6. Bottom-Up vs. Top-Down Budget
When it comes to creating budgets, there are two main approaches: bottom-up and top-down.
- Bottom-Up Budgeting: This approach starts at the department or project level, with each unit preparing its budget, which is then aggregated to form the overall budget. It fosters greater ownership and accuracy but can be time-consuming.
- Top-Down Budgeting: Here, senior management sets the budget targets, and these are distributed down to the various departments. It is quicker and ensures alignment with strategic goals but may lack detailed insights from operational levels.
Both approaches have their merits and can be used in conjunction, depending on the organization's needs and culture.
7. Revenue Budget
The revenue budget is a critical component of the overall budgeting process. It involves forecasting sales and other income sources. Accurate revenue forecasting requires analyzing financial sales data, market conditions, and economic trends. It also involves setting realistic targets and developing strategies to achieve them.

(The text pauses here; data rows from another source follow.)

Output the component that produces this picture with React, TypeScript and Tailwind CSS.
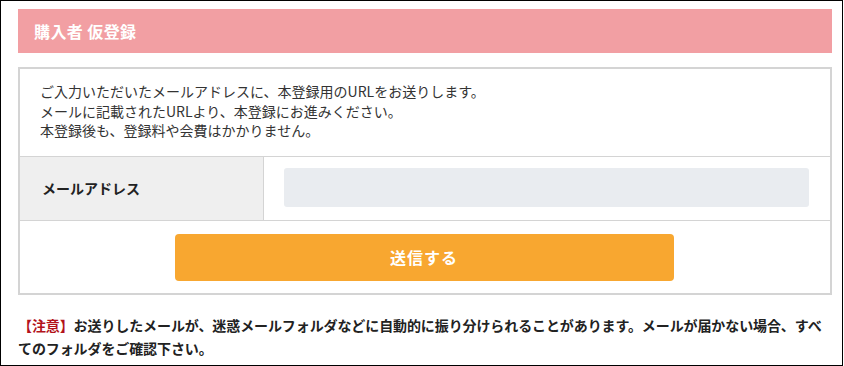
export default function App() {
  return (
    <div
      className="w-[843px] h-[366px] border border-black bg-white overflow-hidden"
      style={{ fontFamily: '"Noto Sans CJK JP", "Noto Sans", sans-serif' }}
    >
      <div className="pl-[17px] pt-[8px] w-[831px]">
        <div className="h-[44px] bg-[#f29fa3] flex items-center pl-4">
          <h1 className="text-white font-bold text-[16px] tracking-[0.4px]">購入者 仮登録</h1>
        </div>

        <div className="mt-[14px] border-2 border-[#d4d4d4]">
          <div className="pl-5 pt-[13px] pb-[15px] text-[14px] leading-[19.5px] text-[#333]">
            <p>ご入力いただいたメールアドレスに、本登録用のURLをお送りします。</p>
            <p>メールに記載されたURLより、本登録にお進みください。</p>
            <p>本登録後も、登録料や会費はかかりません。</p>
          </div>

          <div className="flex border-t border-[#d4d4d4] h-[64px]">
            <div className="w-[244px] bg-[#efefef] border-r border-[#d4d4d4] flex items-center pl-[22px]">
              <span className="text-[14px] font-bold text-[#222]">メールアドレス</span>
            </div>
            <div className="flex-1 pl-5 pr-[21px] pt-[11px]">
              <input
                type="text"
                className="w-full h-[39px] bg-[#e9ecf0] rounded-[3px] outline-none px-3 text-sm"
              />
            </div>
          </div>

          <div className="border-t border-[#d4d4d4] flex justify-center pt-[13px] pb-[12px] pr-[2px]">
            <button className="w-[499px] h-[47px] bg-[#f8a730] rounded-[4px] text-white font-bold text-[16px] tracking-[1px]">
              送信する
            </button>
          </div>
        </div>

        <p className="mt-[19px] text-[14px] leading-[23px] font-bold text-[#222] tracking-[-0.1px]">
          <span className="text-[#b3131b]">【注意】</span>お送りしたメールが、迷惑メールフォルダなどに自動的に振り分けられることがあります。メールが届かない場合、すべてのフォルダをご確認下さい。
        </p>
      </div>
    </div>
  );
}
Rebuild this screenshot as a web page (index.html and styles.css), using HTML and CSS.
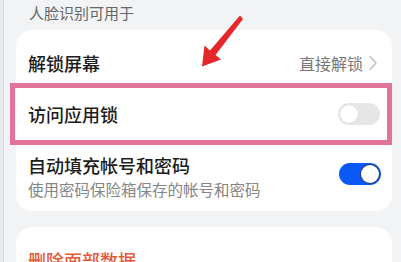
FILE: index.html
```html
<!DOCTYPE html>
<html lang="zh">
<head>
<meta charset="utf-8">
<link rel="stylesheet" href="styles.css">
</head>
<body>
<div class="frame">
  <div class="screen">
    <div class="section-title">人脸识别可用于</div>
    <div class="card">
      <div class="row row-first">
        <span class="label">解锁屏幕</span>
        <span class="value">直接解锁<svg class="chev" width="8" height="16" viewBox="0 0 8 16"><path d="M1 1.5 L7 8 L1 14.5" fill="none" stroke="#bdbdbd" stroke-width="1.4" stroke-linecap="round" stroke-linejoin="round"/></svg></span>
      </div>
      <div class="row row-mid">
        <span class="label">访问应用锁</span>
        <span class="toggle toggle-off"><span class="knob"></span></span>
      </div>
      <div class="row row-last">
        <div class="texts">
          <div class="label">自动填充帐号和密码</div>
          <div class="sub">使用密码保险箱保存的帐号和密码</div>
        </div>
        <span class="toggle toggle-on"><span class="knob"></span></span>
      </div>
    </div>
    <div class="card card-danger">
      <div class="danger">删除面部数据</div>
    </div>
  </div>
  <div class="highlight"></div>
  <svg class="arrow" width="401" height="262" viewBox="0 0 401 262">
    <polygon points="240,15.5 243,19 215.5,55 221,59.5 202,66.5 204.5,45.5 210,50.5" fill="#e5262a"/>
  </svg>
</div>
</body>
</html>
```

FILE: styles.css
```css
* { box-sizing: border-box; }
html, body { margin: 0; padding: 0; }
body {
  width: 401px;
  height: 262px;
  overflow: hidden;
  background: #f1f3f5;
  font-family: "Noto Sans CJK SC", "Noto Sans", sans-serif;
}
.frame {
  position: relative;
  width: 401px;
  height: 262px;
  overflow: hidden;
  padding-left: 3px;
  background: #e9ecef;
}
.screen {
  height: 262px;
  overflow: hidden;
  border-left: 1px solid #d8dce0;
  background: #f1f3f5;
  padding-left: 12px;
  padding-right: 9px;
}
.section-title {
  font-size: 15px;
  line-height: 20px;
  color: #666;
  padding: 3px 0 7px 13px;
}
.card {
  background: #fff;
  border-radius: 16px;
  padding: 0 11px 0 12px;
}
.row {
  display: flex;
  align-items: center;
  justify-content: space-between;
}
.row-first { padding: 21px 0 13px; }
.row-mid { padding: 14px 0 13px; }
.row-last { padding: 14px 0 12px; }
.label {
  font-size: 18px;
  line-height: 24px;
  color: #1c1c1c;
  font-weight: 500;
}
.value {
  display: flex;
  align-items: center;
  font-size: 16px;
  line-height: 24px;
  color: #777;
}
.chev { margin-left: 6px; margin-right: 4px; }
.sub {
  margin-top: 2px;
  font-size: 15.5px;
  line-height: 20px;
  color: #858585;
}
.toggle {
  display: flex;
  align-items: center;
  width: 42px;
  height: 22px;
  border-radius: 11px;
  padding: 2px;
  flex-shrink: 0;
}
.toggle .knob {
  width: 18px;
  height: 18px;
  border-radius: 50%;
  background: #fff;
}
.toggle-off {
  background: #e6e6e6;
  margin-right: 1px;
}
.toggle-off .knob { box-shadow: 0 0 1px rgba(0,0,0,0.15); }
.toggle-on {
  background: #0a59f7;
  justify-content: flex-end;
  margin-bottom: 4px;
}
.toggle-on .knob { box-shadow: 0 0 0 1px #2a3f66; }
.card-danger {
  margin-top: 16px;
  padding-top: 21px;
  height: 35px;
  overflow: hidden;
  border-radius: 16px 16px 0 0;
}
.danger {
  font-size: 18px;
  line-height: 24px;
  color: #e35a3a;
  font-weight: 500;
}
.highlight {
  position: absolute;
  left: 10px;
  top: 83px;
  width: 382px;
  height: 62px;
  border: 5px solid #e2739a;
}
.arrow {
  position: absolute;
  left: 0;
  top: 0;
}
```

Your revenue budget sets the foundation for other budgets, as it determines the resources available for expenses and investments. Hence, it's vital to approach revenue forecasting with diligence and precision.
8. Expense Budget
Next, let's discuss the expense budget. This budget outlines the anticipated expenses required to achieve the revenue targets. It includes fixed and variable costs, operating expenses, and capital expenditures. The expense budget should align with the revenue budget to ensure financial balance.
Effective expense budgeting involves scrutinizing each cost item, identifying cost-saving opportunities, and prioritizing expenditures that support strategic goals. It ensures that resources are allocated efficiently and helps prevent overspending.
9. Balance Sheet and Cashflow Budgeting
A comprehensive budget should also include projections for the balance sheet and cash flow. Balance sheet budgeting involves estimating future assets, liabilities, and equity based on the planned activities. It provides a snapshot of the organization's financial health and helps in planning for future capital needs.
Cash flow budgeting, on the other hand, focuses on the inflows and outflows of cash. It ensures that the organization can meet its short-term obligations and maintain liquidity. Cash flow projections help identify potential cash shortages and allow for proactive management of cash reserves.
10. Budget Checklist
Finally, let's wrap up with a budget checklist. A checklist ensures that all critical aspects of budgeting are covered and helps maintain accuracy and completeness. Here are some key items to include:
- Set clear financial goals and objectives.
- Gather historical data and relevant assumptions.
- Develop revenue forecasts and expense estimates.
- Perform consistency checks across all budget components.
- Include balance sheet and cash flow projections.
- Review and validate assumptions regularly.
- Prepare for potential risks and uncertainties with sensitivity analysis.
- Communicate the budget to all stakeholders and ensure buy-in.
By following this checklist, you can create a robust and effective budget that supports your strategic goals and drives financial success.